By then, Mrs. Thatcher's own power had declined. Having survived a bomb planted by the Provisional Irish Republican Army in the Grand Hotel in Brighton at the Conservative Party conference in 1984, she fell victim to political assassins in her own caucus over her refusal to countenance a closer political and economic union with Europe – a stand that many in Britain have come to admire since the economic woes of 2008.

 

THE LADY'S LIFE

Margaret Hilda Roberts was born Oct. 13, 1925, in Grantham, Lincolnshire, the second of two daughters of Alfred Roberts, a grocer, Methodist lay preacher and local politician, and his wife, Beatrice. An industrious intelligent girl, she followed the poor boy's route to success by winning a scholarship to grammar school and then a place at Somerville College, Oxford.
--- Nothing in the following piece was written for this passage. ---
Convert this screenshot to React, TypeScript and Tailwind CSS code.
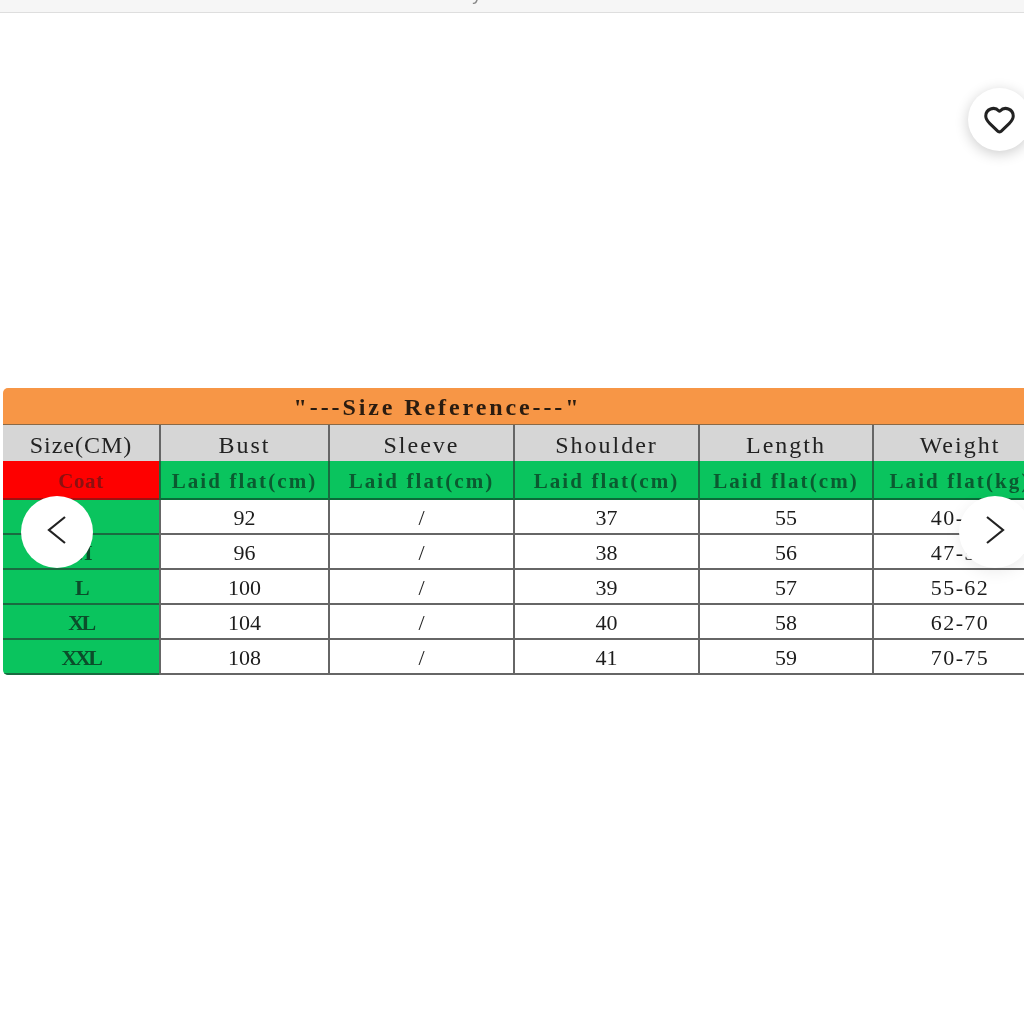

Although she studied to be a chemist and qualified as a lawyer, politics was her vocation. She ran twice unsuccessfully before marrying businessman and decorated Second World War veteran Denis Thatcher in December, 1951.

Their twins, Carol and Mark, were born in August, 1953. They were 6 when Mrs. Thatcher first won a seat in Finchley, a middle-class suburb in North London. Her political rise was steady. Edward Heath made her education secretary after he came to power in 1970, and she soon became infamous for nixing a program that provided free milk to schoolchildren.

Mrs. Thatcher was never a compromise or a brokerage politician. Inevitably, that created enmity in large sections of society and within the ranks of her own party. After Geoffrey Howe, her deputy prime minister and a loyalist from her first cabinet in 1979, resigned, she was challenged for the leadership by Michael Heseltine, a pro-Europe politician and former defence secretary.

In a party vote, she withstood Mr. Heseltine, but could not surmount the popularity of John Major, one of her political protégés. She resigned on Nov. 28, 1990.

After politics, she lectured widely and profitably, wrote her memoirs, sat in the House of Lords as Baroness Thatcher of Kesteven and felt no compunction about expressing her views until dementia forced her to retreat from public life.